Racial and gender diversity have made their way into national conversations throughout this year, but law remains one of the least diverse professions in the country. As of 2015, only about one-third of practicing attorneys were women, and only 12 percent identified as nonwhite.
Alan Bryan, senior associate general counsel for legal operations and outside counsel management at Wal-Mart, and Laura Rees Acosta, director of diversity and inclusion at Goodwin Procter, recently spoke in a webinar organized by Wolters Kluwer about some of the ways that both corporate legal departments and law firms can leverage analytics and technology to steer their organizations toward a more diverse talent base.
Linda Hovanec, senior director of product management for Wolters Kluwer ELM Solutions and webinar moderator, kicked off the event by explaining why both law firms and corporate legal departments should be incentivized to course-correct the homogeneity of staff: diversity impacts revenue.

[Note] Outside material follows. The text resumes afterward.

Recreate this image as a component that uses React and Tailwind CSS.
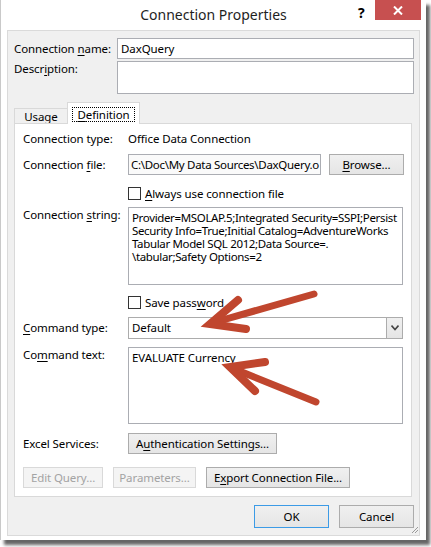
import React from 'react';

const U = ({ children }) => <span className="underline underline-offset-[2px] decoration-[1px]">{children}</span>;

const Btn = ({ children, className = '', disabled }) => (
  <div
    className={`flex items-center justify-center h-full border ${
      disabled
        ? 'border-[#d9d9d9] bg-[#f4f4f4] text-[#a3a3a3]'
        : 'border-[#acacac] bg-gradient-to-b from-[#f0f0f0] to-[#e5e5e5] text-black'
    } ${className}`}
  >
    {children}
  </div>
);

const Check = ({ children }) => (
  <div className="flex items-center h-full">
    <div className="w-[13px] h-[13px] border border-[#333333] bg-white" />
    <span className="ml-[4px] leading-[16px]">{children}</span>
  </div>
);

const Label = ({ children, top }) => (
  <div className={`w-[113px] pl-[8px] shrink-0 leading-[16px] ${top ? 'self-start' : ''}`}>{children}</div>
);

export default function App() {
  return (
    <div className="relative w-[431px] h-[547px] bg-white overflow-hidden font-['Noto_Sans',sans-serif] text-[11.5px] tracking-[-0.1px] text-black">
      <div className="w-[426px] h-[540px] bg-white border-l border-[#c9c9c9] shadow-[4px_5px_3px_rgba(0,0,0,0.6)] flex flex-col">
        {/* Title bar */}
        <div className="relative h-[30px] shrink-0 flex items-center justify-center">
          <span className="text-[14px] tracking-normal leading-[20px] text-[#1e1e1e] -mt-[1px]">Connection Properties</span>
          <span className="absolute left-[357px] top-[4px] text-[14px] font-bold leading-[18px]">?</span>
          <div className="absolute left-[374px] top-0 w-[46px] h-[20px] bg-[#c75050] flex items-center justify-center">
            <svg width="10" height="9" viewBox="0 0 10 9">
              <path d="M1 0.5 L9 8.5 M9 0.5 L1 8.5" stroke="white" strokeWidth="2" />
            </svg>
          </div>
        </div>

        {/* Client area */}
        <div className="ml-[6px] w-[413px] h-[506px] border border-[#dadada] bg-[#f0f0f0] flex flex-col">
          <div className="mt-[7px] flex items-center h-[21px]">
            <div className="w-[109px] pl-[6px] shrink-0">Connection <U>n</U>ame:</div>
            <div className="w-[297px] h-[21px] border border-[#abadb3] bg-white flex items-center px-[3px]">DaxQuery</div>
          </div>
          <div className="mt-[2px] flex h-[33px]">
            <div className="w-[109px] pl-[6px] shrink-0 leading-[16px]">Descr<U>i</U>ption:</div>
            <div className="w-[297px] h-[33px] border border-[#abadb3] bg-white" />
          </div>

          {/* Tabs */}
          <div className="mt-[8px] ml-[6px] flex items-end h-[22px]">
            <div className="w-[53px] h-[16px] border-l border-t border-[#d9d9d9] bg-[#f0f0f0] flex items-center justify-center leading-[14px]">
              Usa<U>g</U>e
            </div>
            <div className="relative z-10 w-[73px] h-[22px] border-l border-t border-r border-[#d9d9d9] bg-white flex items-start justify-center pt-[4px]">
              <span className="border border-dotted border-black px-[4px] leading-[13px] h-[15px]">
                <U>D</U>efinition
              </span>
            </div>
          </div>
          <div className="-mt-[1px] ml-[6px] w-[398px] h-[374px] border border-[#d9d9d9] bg-white flex flex-col">
            <div className="mt-[6px] h-[18px] flex items-center">
              <Label>Connection type:</Label>
              <span>Office Data Connection</span>
            </div>
            <div className="mt-[6px] h-[21px] flex items-center">
              <Label>Connection <U>f</U>ile:</Label>
              <div className="w-[193px] h-[21px] border border-[#abadb3] bg-[#fafafa] px-[2px] flex items-center overflow-hidden whitespace-nowrap tracking-[-0.3px]">
                C:\Doc\My Data Sources\DaxQuery.o
              </div>
              <Btn className="ml-[8px] w-[75px]">
                <span><U>B</U>rowse...</span>
              </Btn>
            </div>
            <div className="mt-[12px] h-[13px] flex">
              <Label />
              <Check>
                <U>A</U>lways use connection file
              </Check>
            </div>
            <div className="mt-[7px] h-[78px] flex">
              <Label top>Connection <U>s</U>tring:</Label>
              <div className="w-[275px] h-[78px] border border-[#abadb3] bg-white pl-[3px] pt-[3px] leading-[13px] whitespace-pre tracking-[-0.35px]">
                {'Provider=MSOLAP.5;Integrated Security=SSPI;Persist\nSecurity Info=True;Initial Catalog=AdventureWorks\nTabular Model SQL 2012;Data Source=.\n\\tabular;Safety Options=2'}
              </div>
            </div>
            <div className="mt-[11px] h-[13px] flex">
              <Label />
              <Check>
                Save pass<U>w</U>ord
              </Check>
            </div>
            <div className="mt-[8px] h-[22px] flex items-center">
              <Label>
                <U>C</U>ommand type:
              </Label>
              <div className="w-[275px] h-[22px] border border-[#acacac] bg-white flex">
                <div className="flex-1 flex items-center pl-[3px]">Default</div>
                <div className="w-[16px] border-l border-[#acacac] bg-gradient-to-b from-[#f0f0f0] to-[#e5e5e5] flex items-center justify-center">
                  <svg width="8" height="6" viewBox="0 0 8 6">
                    <path d="M0.5 0.5 L4 4.5 L7.5 0.5" stroke="#444" strokeWidth="1.6" fill="none" />
                  </svg>
                </div>
              </div>
            </div>
            <div className="mt-[8px] h-[77px] flex">
              <Label top>
                Co<U>m</U>mand text:
              </Label>
              <div className="w-[275px] h-[77px] border border-[#abadb3] bg-white pl-[3px] pt-[2px] leading-[16px]">
                EVALUATE Currency
              </div>
            </div>
            <div className="mt-[9px] h-[21px] flex items-center">
              <Label>Excel Services:</Label>
              <Btn className="w-[149px]">
                <span>
                  A<U>u</U>thentication Settings...
                </span>
              </Btn>
            </div>
            <div className="mt-[13px] h-[21px] flex pl-[8px] gap-[10px]">
              <Btn disabled className="w-[80px]">Edit Query...</Btn>
              <Btn disabled className="w-[83px]">Parameters...</Btn>
              <Btn className="w-[144px]">
                <span>
                  E<U>x</U>port Connection File...
                </span>
              </Btn>
            </div>
          </div>

          <div className="mt-[8px] h-[23px] flex justify-end gap-[10px] pr-[5px]">
            <Btn className="w-[75px] !border-[#3c9be6]">OK</Btn>
            <Btn className="w-[75px]">Cancel</Btn>
          </div>
        </div>
      </div>

      {/* Resize grip */}
      <svg className="absolute left-[411px] top-[526px]" width="8" height="8" viewBox="0 0 8 8">
        <path d="M7 1 L1 7 M7 4 L4 7 M7 7 L7 7" stroke="#9a9a9a" strokeWidth="1" />
      </svg>

      {/* Annotation arrows */}
      <svg className="absolute left-0 top-0 pointer-events-none" width="431" height="547" viewBox="0 0 431 547">
        <g stroke="#c0462e" fill="none" strokeLinecap="round" strokeLinejoin="miter">
          <path d="M212 323 L314 294" strokeWidth="7" />
          <path d="M238 300 L210 324 L246 329" strokeWidth="8" />
          <path d="M232 368 L316 402" strokeWidth="7" />
          <path d="M265 362 L230 367 L255 391" strokeWidth="8" />
        </g>
      </svg>
    </div>
  );
}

"From a law department perspective, not only does it play a strategic role in advancement of the corporate diversity agenda, but diverse talent within law departments and outside counsel helps protect the company, helps mitigate risk, and helps protect the bottom line," Hovanec explained, citing studies showing that increased gender and racial diversity in large companies correlates with greater earnings.
But as Hovanec, Bryan and Rees Acosta all noted, diversity isn't just something a company or law firm can create overnight. Creating sustainable diversity in an organization requires a lot of small steps and planning. The first step, Hovanec noted, is to start taking steps to assess how big a diversity problem a company has.
"You just want to define your diversity program and start capturing some data," Hovanec said.